Observing that many real-world sequential decision problems are not purely cooperative or purely competitive, we propose a new model—cooperative-competitive process (CCP)—that can simultaneously encapsulate both cooperation and competition. First, we discuss how the CCP model bridges the gap between cooperative and competitive models. Next, we investigate a specific class of group-dominant CCPs, in which agents cooperate to achieve a common goal as their primary objective, while also pursuing individual goals as a secondary objective. We provide an approximate solution for this class of problems that leverages stochastic finite-state controllers. The model is grounded in two multi-robot meeting and boxpushing domains that are implemented in simulation and demonstrated on two real robots.

AAAI Conference 2017 Conference Paper

Fast SSP Solvers Using Short-Sighted Labeling

  • Luis Pineda
  • Kyle Wray
  • Shlomo Zilberstein

State-of-the-art methods for solving SSPs often work by limiting planning to restricted regions of the state space. The resulting problems can then be solved quickly, and the process is repeated during execution when states outside the restricted region are encountered.

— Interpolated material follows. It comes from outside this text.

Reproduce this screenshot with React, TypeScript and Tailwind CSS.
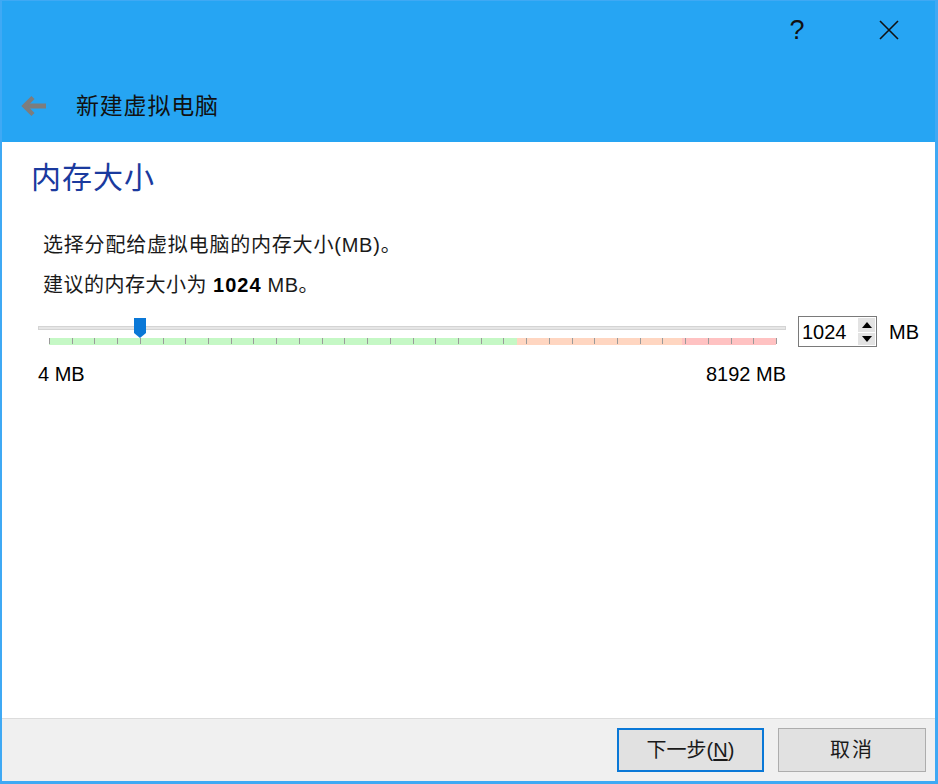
import React from 'react';

const CJK = '"Liberation Sans", "Noto Sans CJK SC", sans-serif';

// tick marks every 256 MB along the scale (0..8192)
const TICKS = Array.from({ length: 33 }, (_, i) => i);

function BackArrow() {
  return (
    <svg width="26" height="22" viewBox="0 0 26 22" className="block">
      <path d="M25 11H4" stroke="#7d7d7d" strokeWidth="5" fill="none" />
      <path d="M12 2.5L3.5 11L12 19.5" stroke="#7d7d7d" strokeWidth="4.5" fill="none" />
    </svg>
  );
}

function CloseIcon() {
  return (
    <svg width="20" height="20" viewBox="0 0 20 20" className="block">
      <path d="M1 1L19 19M19 1L1 19" stroke="#111" strokeWidth="1.6" fill="none" />
    </svg>
  );
}

function MemorySlider() {
  // pixel geometry inside a 748px wide track
  const barLeft = 11;
  const barWidth = 727;
  const value = 1024;
  const thumbX = barLeft + (value / 8192) * barWidth;

  return (
    <div className="relative w-[748px] h-[30px] shrink-0">
      {/* groove */}
      <div className="absolute left-0 right-0 top-[10px] h-[4px] bg-[#e6e6e6] border border-[#d4d4d4]" />
      {/* coloured scale */}
      <div className="absolute top-[22px] h-[7px] flex" style={{ left: barLeft, width: barWidth }}>
        <div className="h-full w-[468px] bg-[#c5f8c5]" />
        <div className="h-full w-[165px] bg-[#ffd6c1]" />
        <div className="h-full flex-1 bg-[#ffc2c2]" />
      </div>
      {TICKS.map((i) => (
        <div
          key={i}
          className="absolute top-[22px] h-[6px] w-px bg-[#9a9a9a]"
          style={{ left: barLeft + Math.round((i * barWidth) / 32) }}
        />
      ))}
      {/* thumb */}
      <svg
        width="12"
        height="20"
        viewBox="0 0 12 20"
        className="absolute top-[2px]"
        style={{ left: thumbX - 6 }}>
        <path d="M0 0H12V15L6 20L0 15Z" fill="#0a78d7" />
      </svg>
    </div>
  );
}

function SpinBox() {
  return (
    <div className="w-[79px] h-[31px] border border-[#7a7a7a] bg-white flex items-center justify-between pl-[3px] pr-[1px]">
      <span className="text-[20px] leading-none text-black" style={{ fontFamily: CJK }}>
        1024
      </span>
      <div className="flex flex-col gap-px w-[17px]">
        <div className="h-[14px] bg-[#e3e3e3] flex items-center justify-center">
          <svg width="10" height="6" viewBox="0 0 10 6">
            <path d="M0 6L5 0L10 6Z" fill="#000" />
          </svg>
        </div>
        <div className="h-[12px] bg-[#e3e3e3] flex items-center justify-center">
          <svg width="10" height="6" viewBox="0 0 10 6">
            <path d="M0 0L5 6L10 0Z" fill="#000" />
          </svg>
        </div>
      </div>
    </div>
  );
}

export default function App() {
  return (
    <div
      className="w-[938px] h-[784px] bg-[#3fa9f4] pt-px pl-[2px] pr-[3px] pb-[3px] flex flex-col overflow-hidden"
      style={{ fontFamily: CJK }}>
      {/* Header */}
      <div className="h-[141px] shrink-0 bg-[#26a5f3] flex flex-col">
        <div className="h-[58px] flex items-center justify-end pr-[36px]">
          <span className="w-[16px] text-center text-[27px] leading-none text-[#111] font-light mr-[74px]">?</span>
          <CloseIcon />
        </div>
        <div className="mt-[35px] h-[24px] flex items-center pl-[19px]">
          <BackArrow />
          <span className="ml-[29px] text-[23px] leading-none tracking-[0.8px] text-[#111]">新建虚拟电脑</span>
        </div>
      </div>

      {/* Page content */}
      <div className="flex-1 bg-white flex flex-col">
        <h1 className="mt-[18px] ml-[29px] h-[36px] text-[30px] leading-[36px] tracking-[1px] font-normal text-[#1a3a9e]">
          内存大小
        </h1>
        <p className="mt-[35px] ml-[41px] h-[28px] text-[20px] leading-[28px] tracking-[0.8px] text-[#1a1a1a]">
          选择分配给虚拟电脑的内存大小(MB)。
        </p>
        <p className="mt-[12px] ml-[41px] h-[28px] text-[20px] leading-[28px] tracking-[0.5px] text-[#1a1a1a]">
          建议的内存大小为 <span className="font-bold text-black tracking-[1px]">1024</span> MB。
        </p>

        <div className="mt-[17px] ml-[36px] flex items-start">
          <MemorySlider />
          <div className="ml-[12px]">
            <SpinBox />
          </div>
          <span className="ml-[12px] h-[31px] flex items-center text-[20px] text-black">MB</span>
        </div>

        <div className="mt-[15px] ml-[36px] w-[748px] h-[24px] flex justify-between text-[20px] leading-[24px] text-black">
          <span>4 MB</span>
          <span>8192 MB</span>
        </div>

        <div className="flex-1" />

        {/* Footer */}
        <div className="h-[63px] shrink-0 bg-[#f0f0f0] border-t border-[#dcdcdc] flex items-start justify-end pt-[9px] pr-[9px] gap-[14px]">
          <button
            type="button"
            className="w-[147px] h-[44px] bg-[#e1e1e1] border-2 border-[#0a78d7] text-[20px] text-[#1a1a1a] flex items-center justify-center">
            下一步(<span className="underline underline-offset-2">N</span>)
          </button>
          <button
            type="button"
            className="w-[148px] h-[44px] bg-[#e1e1e1] border border-[#adadad] text-[20px] text-[#1a1a1a] flex items-center justify-center tracking-[2px]">
            取消
          </button>
        </div>
      </div>
    </div>
  );
}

Typically, these approaches focus on states that are within some distance measure of the start state (e. g. , number of actions or probability of being reached). However, these short-sighted approaches make it difficult to propagate information from states that are closer to a goal than to the start state, thus missing opportunities to improve planning. We present an alternative approach in which short-sightedness is used only to determine whether a state should be labeled as solved or not, but otherwise the set of states that can be accounted for during planning is unrestricted. Based on this idea, we propose the FLARES algorithm and show that it performs consistently well on a wide range of benchmark problems.

AAAI Conference 2016 Conference Paper

A POMDP Formulation of Proactive Learning

  • Kyle Wray
  • Shlomo Zilberstein

We cast the Proactive Learning (PAL) problem—Active Learning (AL) with multiple reluctant, fallible, cost-varying oracles—as a Partially Observable Markov Decision Process (POMDP). The agent selects an oracle at each time step to label a data point while it maintains a belief over the true underlying correctness of its current dataset’s labels. The goal is to minimize labeling costs while considering the value of obtaining correct labels, thus maximizing final resultant classifier accuracy. We prove three properties that show our particular formulation leads to a structured and bounded-size set of belief points, enabling strong performance of pointbased methods to solve the POMDP. Our method is compared with the original three algorithms proposed by Donmez and Carbonell and a simple baseline. We demonstrate that our approach matches or improves upon the original approach within five different oracle scenarios, each on two datasets. Finally, our algorithm provides a general, well-defined mathematical foundation to build upon.

AAAI Conference 2015 Conference Paper

Multi-Objective MDPs with Conditional Lexicographic Reward Preferences

  • Kyle Wray
  • Shlomo Zilberstein
  • Abdel-Illah Mouaddib

Sequential decision problems that involve multiple objectives are prevalent. Consider for example a driver of a semiautonomous car who may want to optimize competing objectives such as travel time and the effort associated with manual driving. We introduce a rich model called Lexicographic MDP (LMDP) and a corresponding planning algorithm called LVI that generalize previous work by allowing for conditional lexicographic preferences with slack. We analyze the convergence characteristics of LVI and establish its game theoretic properties. The performance of LVI in practice is tested within a realistic benchmark problem in the domain of semi-autonomous driving. Finally, we demonstrate how GPU-based optimization can improve the scalability of LVI and other value iteration algorithms for MDPs.